Paraty, 5 de
julho 2012
Escrevo o seu nome num grão de arroz
Não importam
as 9 horas entre Lisboa e São Paulo ao lado de um menino de três ou
quatro anos a gritar, não importam as 5 horas entre São Paulo e Paraty, mil curvas lentas atrás de camiões com pára-lamas a
dizerem que Deus é fiel. Após
uma noite em Paraty, só o som dos passarinhos e do frigorífico do minibar,
acordar é muito parecido com ressuscitar. Nas manhãs desta cidade, nada agride
um escritor publicado: o sol está à temperatura certa, ouvem-se galos ao longe,
o café da manhã está pronto, esperando.
A festa
começa mais logo. Nas ruas, há homens a pintarem os últimos detalhes com
pincéis pequenos. A cidade está terminando de se preparar. Os carrinhos de
pipocas, de churros e de bolos chegam aos seus postos. Toda a gente tem
esperança de vender alguma coisa à multidão que aí vem. Num dos carros de bolos
está escrito: aqui só tem delícias. Passo por um grupo de crianças pequenas, em
fila, agarradas a uma corda. Reencontro-as na Praça da Matriz, entre livros
pendurados dos ramos das árvores por fios invisíveis, entre personagens da Alice no
País das Maravilhas ou do Sítio do
Picapau Amarelo. O Gulliver ainda está levando os retoques finais. Já está
estendido no chão, rodeado de liliputianos de cartão, mas um senhor paciente
ainda está a desembaraçar os cordéis que não o deixam levantar-se. Para as
crianças, a Flip
já começou. Na tenda da Flipinha,
ouve-se um coro de meninos a responder um sim arrastado. Aproximo-me, no palco,
sete crianças vestidas de letra soletram a palavra DESEJOS.
Ao início da
tarde, numa pousada do centro, há o almoço de boas-vindas. Chego tarde, mas
toda a gente ainda está à espera de qualquer coisa. Afinal, não cheguei tarde.
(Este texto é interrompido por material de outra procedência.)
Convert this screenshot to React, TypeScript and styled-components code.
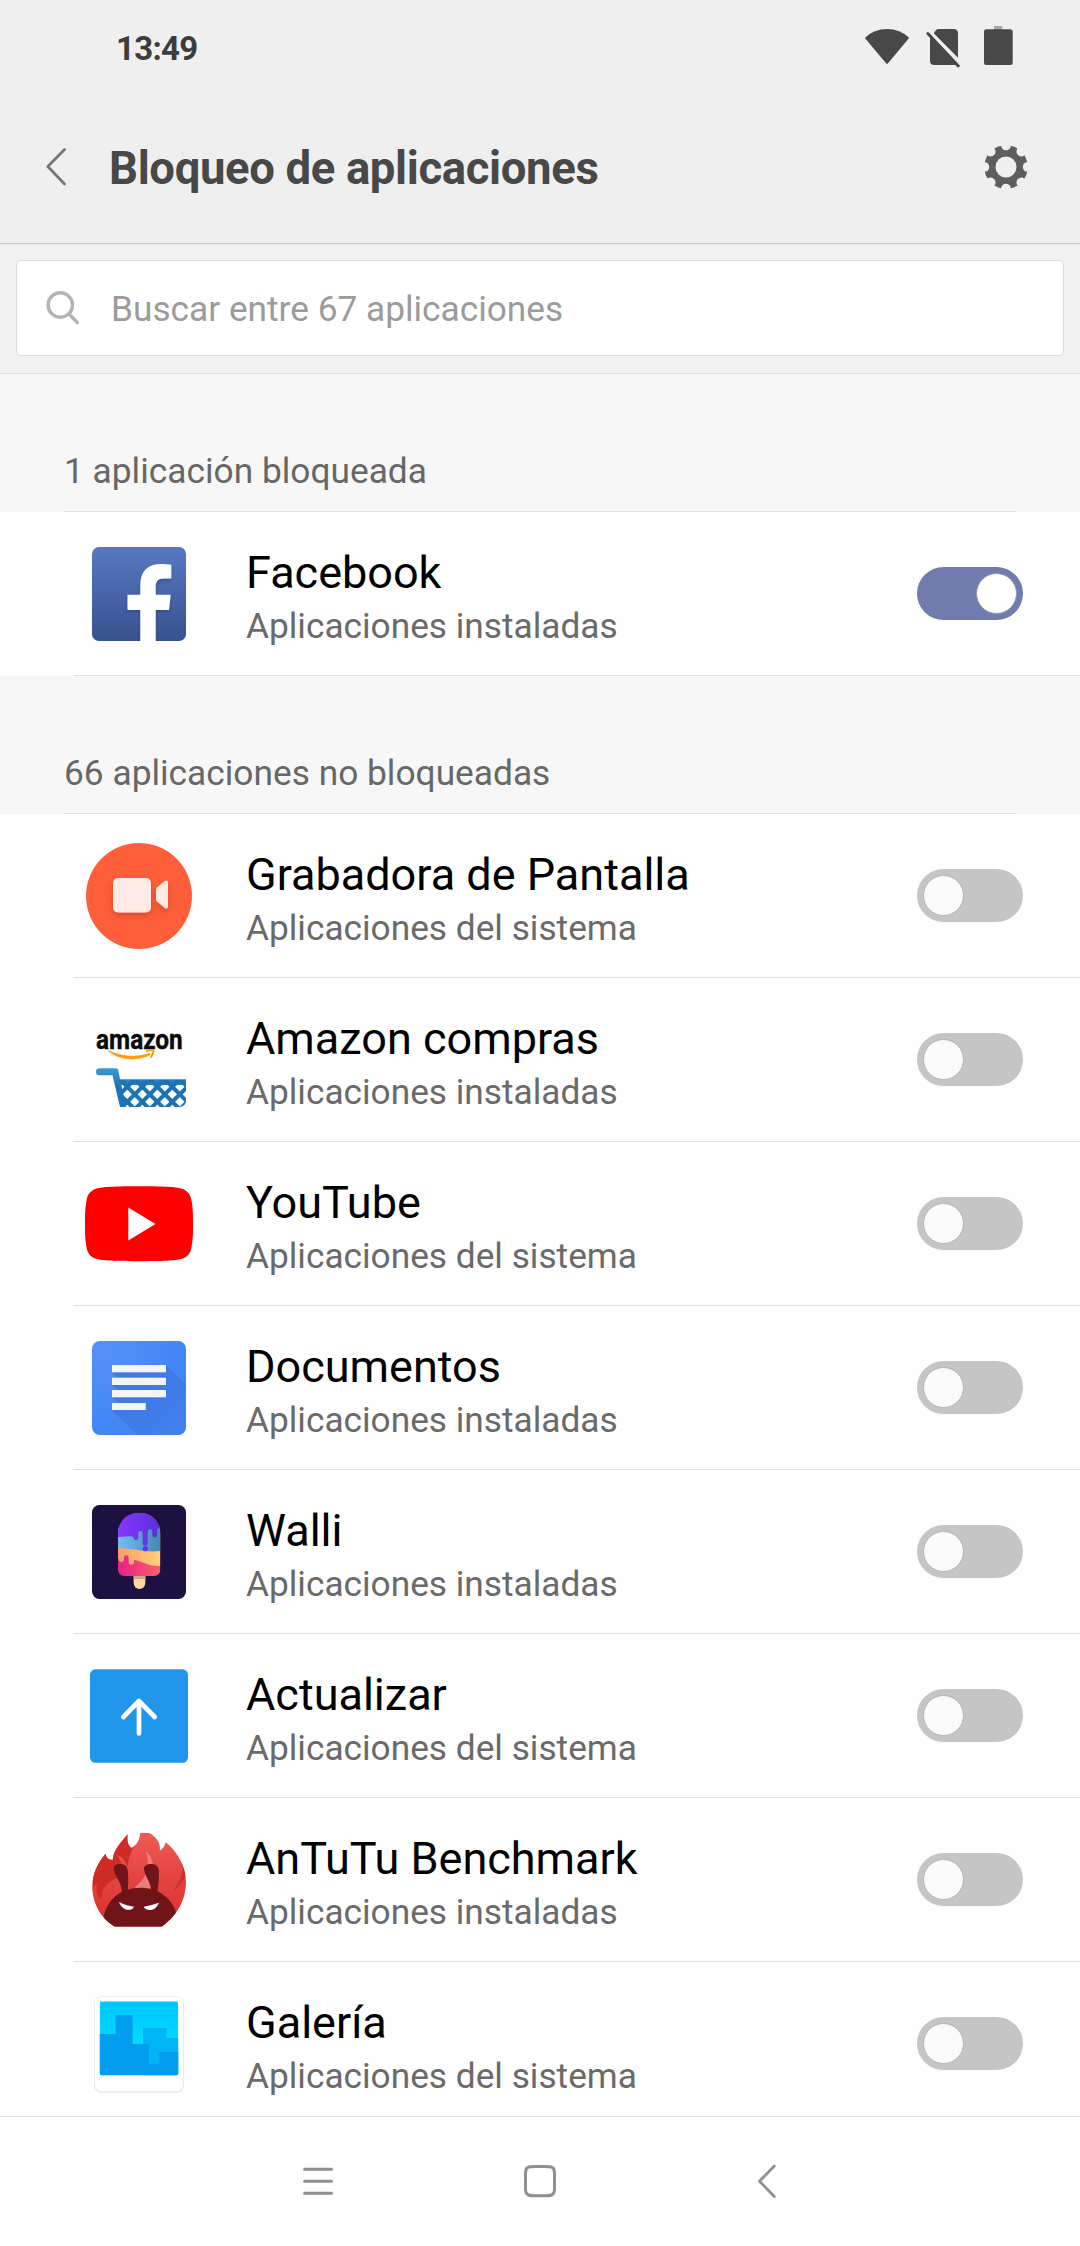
import React from 'react';
import styled, { createGlobalStyle } from 'styled-components';

const GlobalStyle = createGlobalStyle`
  * { box-sizing: border-box; }
  body { margin: 0; background: #fefefe; }
  svg { display: block; flex: none; }
`;

const Screen = styled.div`
  display: flex;
  flex-direction: column;
  width: 1080px;
  height: 2246px;
  overflow: hidden;
  background: #fefefe;
  font-family: Roboto, 'Noto Sans', sans-serif;
`;

const StatusBar = styled.div`
  flex: none;
  display: flex;
  align-items: center;
  justify-content: space-between;
  height: 98px;
  padding: 0 57px 0 116px;
  background: #efefef;
`;

const Clock = styled.span`
  font-size: 33px;
  font-weight: 700;
  line-height: 40px;
  letter-spacing: -0.7px;
  color: #3c3c3c;
`;

const StatusIcons = styled.div`
  display: flex;
  gap: 8px;
`;

const TitleBar = styled.header`
  flex: none;
  display: flex;
  align-items: center;
  height: 146px;
  padding: 0 49px 5px 31px;
  background: #efefef;
  border-bottom: 1px solid #c8c8c8;
`;

const Title = styled.h1`
  flex: 1;
  margin: 0 0 0 30px;
  padding-top: 1px;
  font-size: 45.5px;
  font-weight: 700;
  line-height: 56px;
  letter-spacing: -0.37px;
  color: #484848;
`;

const IconButton = styled.button`
  padding: 0;
  border: 0;
  background: none;
`;

const SearchBand = styled.div`
  flex: none;
  height: 130px;
  padding: 16px 16px 0;
  background: #f2f2f2;
  border-bottom: 1px solid #dfdfdf;
`;

const SearchBox = styled.div`
  display: flex;
  align-items: center;
  gap: 23px;
  height: 96px;
  padding-left: 23px;
  background: #fff;
  border: 1px solid #dadada;
  border-radius: 4px;
`;

const Placeholder = styled.span`
  padding-top: 2px;
  font-size: 35.25px;
  line-height: 42px;
  color: #9b9b9b;
`;

const List = styled.main`
  flex: 1;
  min-height: 0;
  overflow: hidden;
`;

const SectionHeader = styled.div`
  height: 138px;
  padding: 0 64px;
  background: #f7f7f7;
`;

const SectionLabel = styled.h2`
  display: flex;
  align-items: flex-end;
  height: 138px;
  margin: 0;
  padding-bottom: 20px;
  border-bottom: 1px solid #dfdfdf;
  font-size: 35.3px;
  font-weight: 400;
  line-height: 40px;
  color: #676767;
`;

const Row = styled.div`
  display: flex;
  align-items: center;
  height: 164px;
  margin-left: 73px;
  padding: 0 57px 0 11px;
  border-bottom: 1px solid #dfdfdf;
`;

const Texts = styled.div`
  flex: 1;
  margin-left: 52px;
  padding-top: 9px;
`;

const AppName = styled.div`
  font-size: 45px;
  line-height: 54px;
  color: #000;
`;

const AppKind = styled.div`
  padding-top: 1px;
  font-size: 35.25px;
  line-height: 50px;
  color: #6a6a6a;
`;

const Toggle = styled.span<{ $on?: boolean }>`
  display: flex;
  align-items: center;
  justify-content: ${(p) => (p.$on ? 'flex-end' : 'flex-start')};
  width: 106px;
  height: 53px;
  padding: 0 6px;
  border-radius: 27px;
  background: ${(p) => (p.$on ? '#6f7cad' : '#c5c5c5')};
`;

const Knob = styled.span<{ $on?: boolean }>`
  width: 41px;
  height: 41px;
  border-radius: 50%;
  border: 1px solid ${(p) => (p.$on ? '#8f96ad' : '#b4b4b4')};
  background: ${(p) => (p.$on ? '#fff' : '#fafafa')};
`;

const NavBar = styled.nav`
  flex: none;
  display: grid;
  grid-template-columns: repeat(3, 222px);
  justify-content: center;
  justify-items: center;
  align-items: center;
  height: 130px;
  border-top: 1px solid #e2e2e2;
  background: #fefefe;
`;

const FacebookIcon = () => (
  <svg width="110" height="110" viewBox="0 0 110 110">
    <defs>
      <linearGradient id="fb" x1="0" y1="0" x2="0" y2="1">
        <stop offset="0" stopColor="#5878c2" />
        <stop offset="1" stopColor="#38528f" />
      </linearGradient>
      <filter id="fbs" x="-20%" y="-20%" width="140%" height="140%">
        <feDropShadow dx="0" dy="2" stdDeviation="1.5" floodColor="#1d3468" floodOpacity=".5" />
      </filter>
      <clipPath id="fbc"><rect x="8" y="8" width="94" height="94" rx="7" /></clipPath>
    </defs>
    <rect x="8" y="8" width="94" height="94" rx="7" fill="url(#fb)" />
    <g clipPath="url(#fbc)">
      <path filter="url(#fbs)" fill="#fff" d="M56.3 104V71H43.5V55.7h12.8V46C56.3 32 64 25 77 25c4 0 8 .3 10.3.7v13.7H80c-6.500 0-8.300 3.200-8.300 8.200v8.100h15L85 71H71.700V104Z" />
    </g>
  </svg>
);

const RecorderIcon = () => (
  <svg width="110" height="110" viewBox="0 0 110 110">
    <defs>
      <filter id="recs" x="-30%" y="-30%" width="160%" height="170%">
        <feDropShadow dx="0" dy="3" stdDeviation="3" floodColor="#b8300c" floodOpacity=".5" />
      </filter>
    </defs>
    <circle cx="55" cy="55" r="53" fill="#fe5f3a" />
    <g fill="#ffeae5" filter="url(#recs)">
      <rect x="29" y="37" width="38" height="34.500" rx="5" />
      <path d="M72 49q0-1.500 1-2.500l7.800-6.500q3.200-1.500 3.200 1.500v24q0 3-3.200 1.500L73 60.500q-1-1-1-2.500Z" />
    </g>
  </svg>
);

const AmazonIcon = () => (
  <svg width="110" height="110" viewBox="0 0 110 110">
    <defs>
      <clipPath id="basket"><path d="M35 75h67v20q0 7-7 7H41Z" /></clipPath>
      <linearGradient id="cart" x1="0" y1="0" x2="0" y2="1">
        <stop offset="0" stopColor="#3b9ad6" />
        <stop offset=".5" stopColor="#1b73b4" />
      </linearGradient>
    </defs>
    <text x="0" y="0" transform="translate(12 44.300) scale(.87 1)" fontFamily="Roboto, sans-serif" fontWeight="700" fontSize="28" fill="#0a0a0a" stroke="#0a0a0a" strokeWidth=".4">amazon</text>
    <path d="M24.300 45.600C34 54.500 52 57 66.300 49.600L65.500 48.300C52 53.500 36 51.500 24.300 45.600Z" fill="#ff9a0c" stroke="#ff9a0c" strokeWidth=".8" strokeLinejoin="round" />
    <path d="M62 46.200q4.500-1.800 7.400-.7.300 3-2.600 7" fill="none" stroke="#ff9a0c" strokeWidth="1.900" strokeLinejoin="round" />
    <path d="M15.500 63.300H32q1.800 0 2.300 1.800L36 74.300H102V80H37.300L42 102H36L28.500 70.300H15.500a3.500 3.500 0 0 1 0-7Z" fill="url(#cart)" />
    <g clipPath="url(#basket)" stroke="#1b73b4" strokeWidth="4">
      {[-3, -2, -1, 0, 1, 2, 3, 4].map((k) => (
        <React.Fragment key={k}>
          <path d={`M${20.8 + 15 * k} 59.300l60 60`} />
          <path d={`M${80.8 + 15 * k} 59.300l-60 60`} />
        </React.Fragment>
      ))}
    </g>
  </svg>
);

const YouTubeIcon = () => (
  <svg width="110" height="110" viewBox="0 0 110 110">
    <path fill="#f00" d="M55 17.300C85 17.300 93 18.300 98 19.800C104 21.800 106.500 26 107.500 31.500C109 40 109 45 109 54.700C109 65 109 70 107.500 78.300C106.500 84 104 87.800 98 89.800C93 91.300 85 92.200 55 92.200C25 92.200 17 91.300 12 89.800C6 87.800 3.500 84 2.500 78.300C1 70 1 65 1 54.700C1 45 1 40 2.500 31.500C3.500 26 6 21.800 12 19.800C17 18.300 25 17.300 55 17.300Z" />
    <path fill="#fff" d="M44.300 38.500L71.500 55L44.300 71.500Z" />
  </svg>
);

const DocsIcon = () => (
  <svg width="110" height="110" viewBox="0 0 110 110">
    <defs>
      <radialGradient id="doc" cx=".12" cy=".12" r="1">
        <stop offset="0" stopColor="#5592f8" />
        <stop offset=".8" stopColor="#4285f4" />
      </radialGradient>
      <linearGradient id="docs" x1="0" y1="0" x2="1" y2="1">
        <stop offset="0" stopColor="#3a6bd0" stopOpacity=".7" />
        <stop offset="1" stopColor="#4080ee" stopOpacity=".7" />
      </linearGradient>
      <clipPath id="docc"><rect x="8" y="8" width="94" height="94" rx="8" /></clipPath>
    </defs>
    <g clipPath="url(#docc)">
      <rect x="8" y="8" width="94" height="94" fill="url(#doc)" />
      <path fill="url(#docs)" d="M82 32L102 52V102H53L28 77H61.700V70H34.500L28 64H82V57H33.500L28 52H82V44.700H33.500L28 39.500H82Z" />
    </g>
    <g fill="#f4f4f4">
      <rect x="28" y="32" width="54" height="7.300" />
      <rect x="28" y="44.700" width="54" height="7.300" />
      <rect x="28" y="57" width="54" height="7.300" />
      <rect x="28" y="70" width="33.700" height="7" />
    </g>
  </svg>
);

const WalliIcon = () => (
  <svg width="110" height="110" viewBox="0 0 110 110">
    <defs>
      <linearGradient id="wp"><stop offset="0" stopColor="#8a37ff" /><stop offset="1" stopColor="#5530d8" /></linearGradient>
      <linearGradient id="wb"><stop offset="0" stopColor="#76bdf5" /><stop offset="1" stopColor="#4489ae" /></linearGradient>
      <linearGradient id="wo"><stop offset="0" stopColor="#ff9b6b" /><stop offset="1" stopColor="#ffd27a" /></linearGradient>
      <linearGradient id="wr"><stop offset="0" stopColor="#e6208b" /><stop offset="1" stopColor="#ff6066" /></linearGradient>
      <clipPath id="pop"><path d="M174 162C174 124 202 98 238 98S301 124 301 162V268Q301 288 281 288H194Q174 288 174 268Z" /></clipPath>
    </defs>
    <rect x="8" y="8" width="94" height="94" rx="7.500" fill="#1c1140" />
    <g transform="translate(-24 -17) scale(.33333)">
      <path d="M221 285H256V309a17.500 18 0 0 1-35 0Z" fill="#fdd6a0" />
      <path d="M221 286H256V297H221Z" fill="#cda685" />
      <g clipPath="url(#pop)">
        <rect x="172" y="95" width="132" height="195" fill="url(#wr)" />
        <path d="M172 150H304V258C262 260 246 242 222 240V246a8 8 0 0 1-16 0V233a7 7 0 0 0-14 0V238a8 8 0 0 1-16 0L172 230Z" fill="url(#wo)" />
        <path d="M172 140H304V212C262 220 225 205 172 204Z" fill="url(#wb)" />
        <path d="M172 95H304V148Q294 140 291 151V166a7 7 0 0 1-14 0V155a7 7 0 0 0-14 0V190a7.500 7 0 0 1-15 0V160a6.500 7 0 0 0-13 0V173a7.500 7 0 0 1-15 0Q220 165 172 172Z" fill="url(#wp)" />
        <circle cx="256" cy="206" r="8" fill="#6534e8" />
      </g>
    </g>
  </svg>
);

const UpdateIcon = () => (
  <svg width="110" height="110" viewBox="0 0 110 110">
    <rect x="6" y="8.300" width="98" height="93.500" rx="5.500" fill="#2096ea" />
    <path d="M55 72.500V40M39.300 56L55 40L70.700 56" fill="none" stroke="#fff" strokeWidth="4.700" strokeLinecap="round" strokeLinejoin="round" />
  </svg>
);

const AntutuIcon = () => (
  <svg width="110" height="110" viewBox="0 0 110 110">
    <defs>
      <linearGradient id="an" x1="0" y1="0" x2="0" y2="1">
        <stop offset="0" stopColor="#ef5a55" />
        <stop offset="1" stopColor="#d82e2a" />
      </linearGradient>
      <clipPath id="anc">
        <path d="M97 230C97 190 115 155 137 131Q138 149 158 150C160 120 185 95 203 73C200 92 204 108 215 114C230 105 240 90 240 69H268C288 80 304 100 299 123Q313 114 317 97C350 122 378 170 378 215C378 260 360 310 305 350H165C115 320 97 270 97 230Z" />
      </clipPath>
    </defs>
    <g transform="translate(-24 -15) scale(.33333)">
      <g clipPath="url(#anc)">
        <rect x="95" y="65" width="290" height="290" fill="url(#an)" />
        <path d="M90 60H240C240 90 205 120 203 172C196 150 185 138 168 135C180 145 184 155 184 168V200C150 210 120 230 124 270C112 258 104 240 113 218C102 225 98 240 97 255H90Z" fill="#ce2b24" />
        <path d="M357 142C385 190 352 215 339 246C350 235 375 215 378 190L384 150Z" fill="#cd2f2a" />
        <path d="M257 124C286 145 286 200 270 238H220C240 215 258 205 262 170C266 150 260 135 257 124Z" fill="#ef7b76" />
        <path d="M128 330C140 265 185 233 240 233S340 265 352 320L320 360H150Z" fill="#711419" />
        <path d="M186 252C187 215 162 198 161 175C163 158 198 158 202 176C207 203 204 225 203 250Z" fill="#711419" />
        <path d="M275 250C273 212 252 198 252 174C255 158 290 158 295 175C300 205 294 225 292 252Z" fill="#711419" />
      </g>
      <path d="M177 276C195 285 208 288 222 290C218 303 188 306 177 276Z" fill="#fff" />
      <path d="M297 278C280 284 265 288 251 290C258 304 286 306 297 278Z" fill="#fff" />
    </g>
  </svg>
);

const GalleryIcon = () => (
  <svg width="110" height="110" viewBox="0 0 110 110">
    <defs>
      <linearGradient id="sky" x1="0" y1="0" x2="0" y2="1">
        <stop offset="0" stopColor="#00c6ff" />
        <stop offset=".6" stopColor="#00dcff" />
      </linearGradient>
      <clipPath id="galc"><rect x="119" y="94" width="236" height="222" rx="7" /></clipPath>
    </defs>
    <g transform="translate(-24 -19) scale(.33333)">
      <rect x="102" y="80" width="270" height="288" rx="22" fill="#e4e4e4" />
      <rect x="103.500" y="79" width="267" height="286" rx="22" fill="#fff" stroke="#e9e9e9" strokeWidth="2" />
      <g clipPath="url(#galc)">
        <rect x="119" y="94" width="236" height="222" fill="url(#sky)" />
        <path d="M249 174H319V204H356V318H249Z" fill="#00b4f6" />
        <path d="M118 192H167V135H218V222H267V281H298V246H356V318H118Z" fill="#029def" />
      </g>
    </g>
  </svg>
);

const WifiIcon = () => (
  <svg width="48" height="50" viewBox="0 0 48 50">
    <path fill="#484848" d="M2.300 13.500Q11 5 24 5T45.700 13.500Q46 14 45.500 14.700L25 39.300Q24 40.300 23 39.300L2.500 14.700Q2 14 2.300 13.500Z" />
  </svg>
);

const NoSimIcon = () => (
  <svg width="48" height="50" viewBox="0 0 48 50">
    <path fill="#484848" d="M15.200 8.400L17.200 6.100Q18.200 5 19.800 5H34.500Q39 5 39 9.500V33.800L15.200 9.800Q14.500 9.100 15.200 8.400Z" />
    <path fill="#484848" d="M11 13.200L37.800 40Q36.500 41 34.500 41H15.500Q11 41 11 36.500Z" />
    <path d="M8.800 9.500L39.300 42" stroke="#484848" strokeWidth="3" strokeLinecap="round" />
  </svg>
);

const BatteryIcon = () => (
  <svg width="48" height="50" viewBox="0 0 48 50">
    <rect x="19" y="2" width="8.300" height="4" fill="#a6a6a6" />
    <rect x="9" y="5.200" width="28.700" height="35.800" rx="2.500" fill="#484848" />
  </svg>
);

const BackIcon = () => (
  <svg width="48" height="50" viewBox="0 0 48 50">
    <path d="M33.500 6.500L16.800 23.500L33.500 41" fill="none" stroke="#777" strokeWidth="2.800" strokeLinecap="round" strokeLinejoin="round" />
  </svg>
);

const GearIcon = () => (
  <svg width="50" height="50" viewBox="0 0 50 50">
    <mask id="gear">
      <rect width="50" height="50" fill="#fff" />
      <circle cx="25" cy="24" r="10.500" fill="#000" />
      {[0, 45, 90, 135, 180, 225, 270, 315].map((a) => (
        <ellipse key={a} cx="25" cy="2.700" rx="4.800" ry="4.500" fill="#000" transform={`rotate(${a} 25 24)`} />
      ))}
    </mask>
    <circle cx="25" cy="24" r="21.800" fill="#5e5e5e" mask="url(#gear)" />
  </svg>
);

const SearchIcon = () => (
  <svg width="48" height="48" viewBox="0 0 48 48">
    <g fill="none" stroke="#b3b3b3" strokeWidth="3.500" strokeLinecap="round">
      <circle cx="20.300" cy="21" r="12.200" />
      <path d="M29 30L37.300 38.600" />
    </g>
  </svg>
);

const apps = [
  { name: 'Grabadora de Pantalla', kind: 'Aplicaciones del sistema', Icon: RecorderIcon },
  { name: 'Amazon compras', kind: 'Aplicaciones instaladas', Icon: AmazonIcon },
  { name: 'YouTube', kind: 'Aplicaciones del sistema', Icon: YouTubeIcon },
  { name: 'Documentos', kind: 'Aplicaciones instaladas', Icon: DocsIcon },
  { name: 'Walli', kind: 'Aplicaciones instaladas', Icon: WalliIcon },
  { name: 'Actualizar', kind: 'Aplicaciones del sistema', Icon: UpdateIcon },
  { name: 'AnTuTu Benchmark', kind: 'Aplicaciones instaladas', Icon: AntutuIcon },
  { name: 'Galería', kind: 'Aplicaciones del sistema', Icon: GalleryIcon },
];

type AppRowProps = { name: string; kind: string; Icon: React.ComponentType; on?: boolean };

const AppRow = ({ name, kind, Icon, on }: AppRowProps) => (
  <Row>
    <Icon />
    <Texts>
      <AppName>{name}</AppName>
      <AppKind>{kind}</AppKind>
    </Texts>
    <Toggle $on={on} role="switch" aria-checked={!!on}>
      <Knob $on={on} />
    </Toggle>
  </Row>
);

export default function App() {
  return (
    <Screen>
      <GlobalStyle />
      <StatusBar>
        <Clock>13:49</Clock>
        <StatusIcons>
          <WifiIcon />
          <NoSimIcon />
          <BatteryIcon />
        </StatusIcons>
      </StatusBar>
      <TitleBar>
        <IconButton><BackIcon /></IconButton>
        <Title>Bloqueo de aplicaciones</Title>
        <IconButton><GearIcon /></IconButton>
      </TitleBar>
      <SearchBand>
        <SearchBox>
          <SearchIcon />
          <Placeholder>Buscar entre 67 aplicaciones</Placeholder>
        </SearchBox>
      </SearchBand>
      <List>
        <SectionHeader>
          <SectionLabel>1 aplicación bloqueada</SectionLabel>
        </SectionHeader>
        <AppRow name="Facebook" kind="Aplicaciones instaladas" Icon={FacebookIcon} on />
        <SectionHeader>
          <SectionLabel>66 aplicaciones no bloqueadas</SectionLabel>
        </SectionHeader>
        {apps.map((app) => (
          <AppRow key={app.name} {...app} />
        ))}
      </List>
      <NavBar>
        <svg width="50" height="50" viewBox="0 0 50 50">
          <path d="M11.600 12.200H38.500M11.600 24.200H38.500M11.600 36.200H38.500" stroke="#909090" strokeWidth="3" strokeLinecap="round" />
        </svg>
        <svg width="50" height="50" viewBox="0 0 50 50">
          <path d="M25 9.500C35 9.500 39.500 8.500 39.500 16V32C39.500 39.500 35 38.800 25 38.800S10.500 39.500 10.500 32V16C10.500 8.500 15 9.500 25 9.500Z" fill="none" stroke="#909090" strokeWidth="3" />
        </svg>
        <svg width="50" height="50" viewBox="0 0 50 50">
          <path d="M37.300 9L22.500 24.200L37.300 39.500" fill="none" stroke="#909090" strokeWidth="2.800" strokeLinecap="round" strokeLinejoin="round" />
        </svg>
      </NavBar>
    </Screen>
  );
}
A piscina no centro, as palmeiras a levantarem-se na direcção do céu e os
autores convidados na fila para encherem o prato. Amigos que conheci aqui,
amigos que conheci noutros pontos do mundo, amigos futuros que acabo de
conhecer, caipirinha de maracujá e caipirinha de frutos vermelhos. São as duas
muito boas mas a de frutos vermelhos entope o canudinho.
Anoitece
cedo. Com este bom tempo, esqueço-me de que é inverno. Saio pela cidade,
acompanho as luzes foscas que se vão acendendo. Reparo em dois barcos no rio,
um chama-se Amor Eterno I e o outro, mais pequeno, chama-se Sonho de Arte. Os
dois estão disponíveis para aluguer.
Às 7 da
tarde, começa a mesa de abertura. Luís Fernando
Veríssimo, António
Cícero e Silviano Santiago falam sobre Drummond.
Assisto ao início na tenda do telão, como são grandes os seus rostos a falar,
como são altas e correctas as suas vozes.
Gosto do que
dizem mas, a essa hora, estou já irremediavelmente melancólico e decido voltar
às ruas da cidade. No caminho, por cinco reais, compro um pequeno livro de
espiritualidade e receitas vegetarianas a um hare
krishna que me pergunta se sou argentino. Cruzo-me também com um homem
de cara pintada; por um real, declama poemas, que podem ser escolhidos de um
cardápio. Compro um pastel de palmito e, na outra margem do rio, escolho um
lugar mal iluminado para me sentar a comê-lo. Sem que seja possível distinguir
as palavras, as vozes amplificadas que chegam da tenda dos autores têm um ritmo
sereno. Em momentos assinalados, ouve-se o público todo a aplaudir. Aqui, mais
perto, há uma mistura de vozes que só é perturbada por uma gargalhada
ocasional, mais alta e distante. A pouca distância de mim, está outro autor.
Trabalha sob um letreiro que diz: escrevo o seu nome num grão de arroz. As
pessoas param e assistem ao seu trabalho com admiração.
Mais logo, à
hora do jogo entre o Corinthians
e o Boca Juniors para a
Taça Libertadores,
haverá show de abertura pelo Lenine. Continuo
olhando a noite. Ainda não sei se vou, ainda não sei se fui.